(COLLECTED DATA)

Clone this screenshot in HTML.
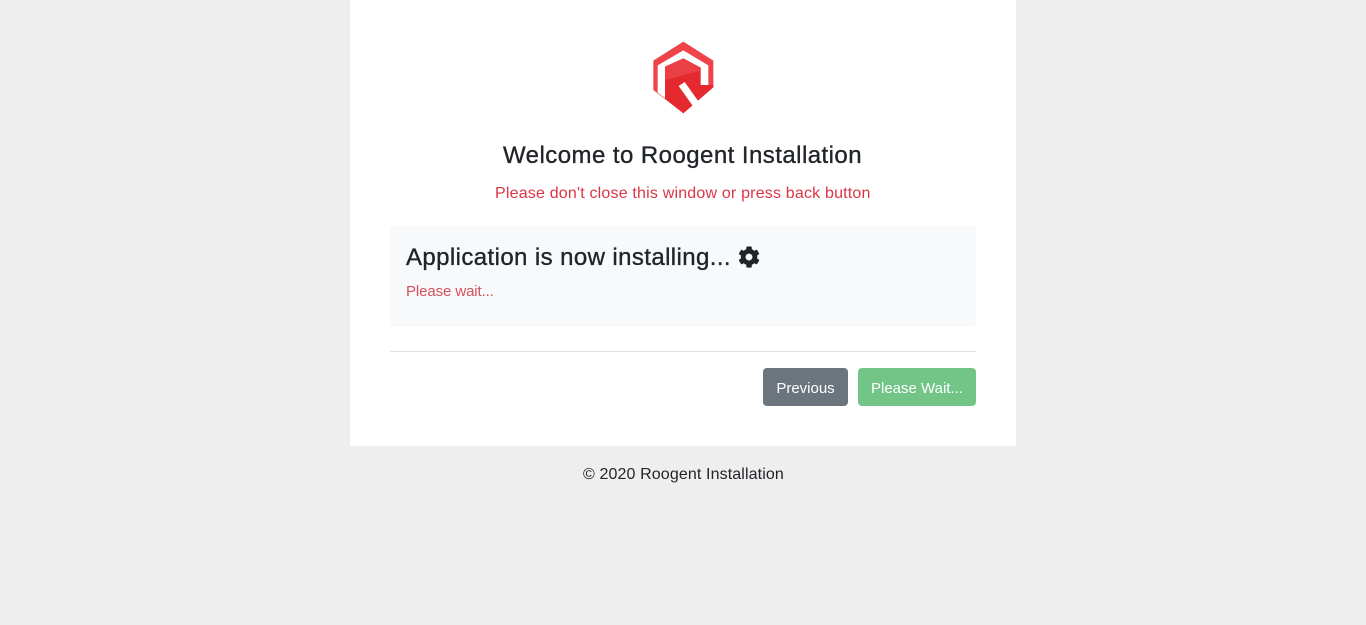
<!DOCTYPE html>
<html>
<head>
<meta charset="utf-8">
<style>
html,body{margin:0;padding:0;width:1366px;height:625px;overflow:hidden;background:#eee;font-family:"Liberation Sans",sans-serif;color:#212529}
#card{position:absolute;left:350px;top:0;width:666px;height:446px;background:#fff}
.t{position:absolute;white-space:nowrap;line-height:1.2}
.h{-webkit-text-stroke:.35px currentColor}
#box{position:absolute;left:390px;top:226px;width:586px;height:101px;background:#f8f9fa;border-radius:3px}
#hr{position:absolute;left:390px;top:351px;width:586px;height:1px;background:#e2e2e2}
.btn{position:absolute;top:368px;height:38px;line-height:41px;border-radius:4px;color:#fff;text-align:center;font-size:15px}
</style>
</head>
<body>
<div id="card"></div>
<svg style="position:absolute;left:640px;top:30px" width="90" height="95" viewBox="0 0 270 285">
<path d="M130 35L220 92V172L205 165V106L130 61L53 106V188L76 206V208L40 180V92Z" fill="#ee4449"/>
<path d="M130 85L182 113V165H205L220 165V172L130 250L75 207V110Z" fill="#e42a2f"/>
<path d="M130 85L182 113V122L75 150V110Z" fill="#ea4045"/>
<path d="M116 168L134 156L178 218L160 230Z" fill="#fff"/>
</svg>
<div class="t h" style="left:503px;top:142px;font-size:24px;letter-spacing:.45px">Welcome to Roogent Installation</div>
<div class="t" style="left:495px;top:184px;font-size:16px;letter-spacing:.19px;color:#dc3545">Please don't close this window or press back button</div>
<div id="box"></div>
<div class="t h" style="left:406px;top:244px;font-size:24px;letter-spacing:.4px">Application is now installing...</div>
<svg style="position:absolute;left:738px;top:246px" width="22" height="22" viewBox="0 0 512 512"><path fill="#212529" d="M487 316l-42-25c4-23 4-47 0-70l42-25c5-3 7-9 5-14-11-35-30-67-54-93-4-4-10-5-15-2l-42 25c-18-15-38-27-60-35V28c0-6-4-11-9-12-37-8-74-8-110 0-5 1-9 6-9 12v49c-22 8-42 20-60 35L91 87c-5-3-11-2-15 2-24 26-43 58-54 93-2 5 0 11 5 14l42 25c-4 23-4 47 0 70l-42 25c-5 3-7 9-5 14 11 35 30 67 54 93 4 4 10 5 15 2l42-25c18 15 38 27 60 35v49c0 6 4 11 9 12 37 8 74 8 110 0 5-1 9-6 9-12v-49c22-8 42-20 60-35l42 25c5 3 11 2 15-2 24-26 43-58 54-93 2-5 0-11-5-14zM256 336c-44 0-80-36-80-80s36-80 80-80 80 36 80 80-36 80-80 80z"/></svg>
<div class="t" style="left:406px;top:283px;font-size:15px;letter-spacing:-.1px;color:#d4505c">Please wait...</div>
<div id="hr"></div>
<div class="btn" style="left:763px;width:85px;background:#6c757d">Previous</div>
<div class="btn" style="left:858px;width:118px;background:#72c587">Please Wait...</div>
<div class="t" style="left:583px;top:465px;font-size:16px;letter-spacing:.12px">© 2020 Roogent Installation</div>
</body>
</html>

(EXERCISE AIM) Except for the pictures, give all the material above again verbatim.

(WRITTEN RESPONSE)
Clone this screenshot in HTML.
<!DOCTYPE html>
<html>
<head>
<meta charset="utf-8">
<style>
html,body{margin:0;padding:0;width:1366px;height:625px;overflow:hidden;background:#eee;font-family:"Liberation Sans",sans-serif;color:#212529}
#card{position:absolute;left:350px;top:0;width:666px;height:446px;background:#fff}
.t{position:absolute;white-space:nowrap;line-height:1.2}
.h{-webkit-text-stroke:.35px currentColor}
#box{position:absolute;left:390px;top:226px;width:586px;height:101px;background:#f8f9fa;border-radius:3px}
#hr{position:absolute;left:390px;top:351px;width:586px;height:1px;background:#e2e2e2}
.btn{position:absolute;top:368px;height:38px;line-height:41px;border-radius:4px;color:#fff;text-align:center;font-size:15px}
</style>
</head>
<body>
<div id="card"></div>
<svg style="position:absolute;left:640px;top:30px" width="90" height="95" viewBox="0 0 270 285">
<path d="M130 35L220 92V172L205 165V106L130 61L53 106V188L76 206V208L40 180V92Z" fill="#ee4449"/>
<path d="M130 85L182 113V165H205L220 165V172L130 250L75 207V110Z" fill="#e42a2f"/>
<path d="M130 85L182 113V122L75 150V110Z" fill="#ea4045"/>
<path d="M116 168L134 156L178 218L160 230Z" fill="#fff"/>
</svg>
<div class="t h" style="left:503px;top:142px;font-size:24px;letter-spacing:.45px">Welcome to Roogent Installation</div>
<div class="t" style="left:495px;top:184px;font-size:16px;letter-spacing:.19px;color:#dc3545">Please don't close this window or press back button</div>
<div id="box"></div>
<div class="t h" style="left:406px;top:244px;font-size:24px;letter-spacing:.4px">Application is now installing...</div>
<svg style="position:absolute;left:738px;top:246px" width="22" height="22" viewBox="0 0 512 512"><path fill="#212529" d="M487 316l-42-25c4-23 4-47 0-70l42-25c5-3 7-9 5-14-11-35-30-67-54-93-4-4-10-5-15-2l-42 25c-18-15-38-27-60-35V28c0-6-4-11-9-12-37-8-74-8-110 0-5 1-9 6-9 12v49c-22 8-42 20-60 35L91 87c-5-3-11-2-15 2-24 26-43 58-54 93-2 5 0 11 5 14l42 25c-4 23-4 47 0 70l-42 25c-5 3-7 9-5 14 11 35 30 67 54 93 4 4 10 5 15 2l42-25c18 15 38 27 60 35v49c0 6 4 11 9 12 37 8 74 8 110 0 5-1 9-6 9-12v-49c22-8 42-20 60-35l42 25c5 3 11 2 15-2 24-26 43-58 54-93 2-5 0-11-5-14zM256 336c-44 0-80-36-80-80s36-80 80-80 80 36 80 80-36 80-80 80z"/></svg>
<div class="t" style="left:406px;top:283px;font-size:15px;letter-spacing:-.1px;color:#d4505c">Please wait...</div>
<div id="hr"></div>
<div class="btn" style="left:763px;width:85px;background:#6c757d">Previous</div>
<div class="btn" style="left:858px;width:118px;background:#72c587">Please Wait...</div>
<div class="t" style="left:583px;top:465px;font-size:16px;letter-spacing:.12px">© 2020 Roogent Installation</div>
</body>
</html>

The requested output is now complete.